Conveniently, bin/restore already exists and does much of the above, although it doesn't have a --download flag yet and its current behavior is to abort if data already exists.

epriestley added a revision: Restricted Differential Revision.Jun 7 2017, 11:22 AM
epriestley added a revision: Restricted Differential Revision.Jun 7 2017, 11:29 AM
epriestley added a revision: Restricted Differential Revision.Jun 7 2017, 11:51 AM
epriestley added a revision: Restricted Differential Revision.Jun 7 2017, 12:26 PM
epriestley added a commit: Restricted Diffusion Commit.Jun 7 2017, 4:30 PM
epriestley added a commit: Restricted Diffusion Commit.
epriestley added a commit: Restricted Diffusion Commit.
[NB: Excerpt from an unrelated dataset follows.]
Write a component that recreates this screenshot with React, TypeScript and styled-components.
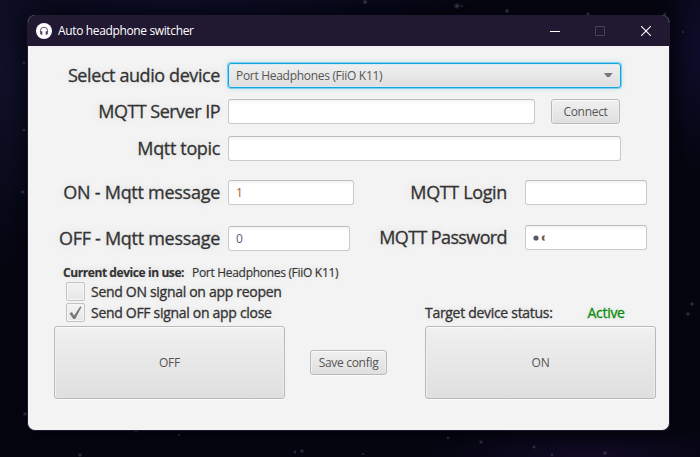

epriestley added a commit: Restricted Diffusion Commit.Jun 7 2017, 4:40 PM
epriestley added a commit: Restricted Diffusion Commit.Jun 7 2017, 4:42 PM
epriestley added a commit: Restricted Diffusion Commit.Jun 7 2017, 6:17 PM
epriestley added a revision: Restricted Differential Revision.Jun 7 2017, 6:56 PM
epriestley added a revision: Restricted Differential Revision.Jun 7 2017, 7:05 PM
epriestley added a commit: Restricted Diffusion Commit.Jun 7 2017, 7:08 PM
epriestley added a commit: Restricted Diffusion Commit.Jun 7 2017, 7:16 PM
epriestley added a revision: Restricted Differential Revision.Jun 8 2017, 12:29 AM
epriestley added a revision: Restricted Differential Revision.Jun 8 2017, 12:34 AM
epriestley added a commit: Restricted Diffusion Commit.Jun 8 2017, 1:23 PM
epriestley added a commit: Restricted Diffusion Commit.Jun 8 2017, 1:26 PM
epriestley added a revision: Restricted Differential Revision.Jun 9 2017, 3:55 PM
epriestley added a commit: Restricted Diffusion Commit.Jun 9 2017, 4:02 PM

I'm going to call this "resolved" since I migrated instances in T12817 successfully. There's followup work, but T12798 is probably a better point of consolidation for future work now than this task is.